For deeper investigation, enable enhanced monitoring, which provides OS-level metrics on database instances. You can see CPU utilization, memory, disk I/O, and network metrics for both the instance being demoted and the instance being promoted, understanding the load profile during the transition.

Practical Considerations and Edge Cases#

In real deployments, several subtleties matter. If you have only a single read replica in your cluster and it fails at the same time the primary fails, Aurora cannot failover. You’ll experience downtime until you manually intervene or until the instances recover. This is why multi-AZ deployments with at least two read replicas are recommended for production workloads.

If a read replica is significantly lagged—hasn’t applied recent write log entries—Aurora may not promote it and instead will wait for it to catch up or skip it in favor of a less-lagged replica lower in the priority tier. This prevents promoting a stale replica that could lose recent data.

Network partitions present an interesting case. If the primary becomes unreachable due to a network issue but is actually still healthy, you can experience a brief split-brain situation. Aurora’s quorum-based design in the storage layer mitigates this, preventing the isolated primary from accepting writes it wouldn’t be able to replicate. The primary will become read-only if it detects it’s lost quorum in the storage layer.

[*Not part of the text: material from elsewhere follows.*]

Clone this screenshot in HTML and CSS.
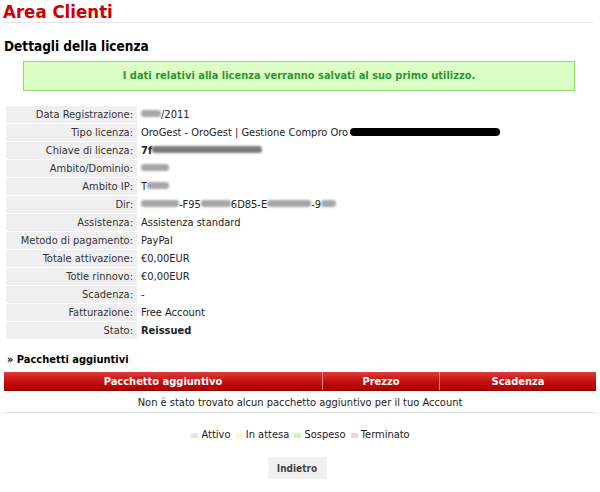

Cascading failures—where the primary fails and the promoted replica soon fails—are survivable but require careful design. If you have enough replicas, Aurora can keep promoting the next in line. If replicas are exhausted, you’ll need to manually restore from backups. This is why monitoring replica health and responding to failed nodes quickly is operationally important.

Conclusion#

Aurora’s automatic failover system represents a significant leap forward in making highly available databases operationally simple. The priority tier system gives you explicit control over failover behavior, the 30-second typical failover window is fast enough for most business applications, and the ecosystem of tools—RDS Proxy, AWS JDBC Driver, standard database driver libraries—makes building resilient applications straightforward.

The key to successfully leveraging Aurora’s failover capabilities lies in understanding that failover is not zero-impact. There’s always a brief window of unavailability, and applications must handle connection loss gracefully. Whether you implement this through application-level retry logic, RDS Proxy, or specialized drivers, the important thing is to acknowledge the failure mode and build resilience against it.

In production environments, combine automatic failover with proper monitoring, multi-replica deployments across availability zones, deliberate priority tier configuration, and application-side circuit breakers or connection pooling. This comprehensive approach ensures that when failures inevitably occur—and they will—your database and applications recover gracefully and transparently to end users.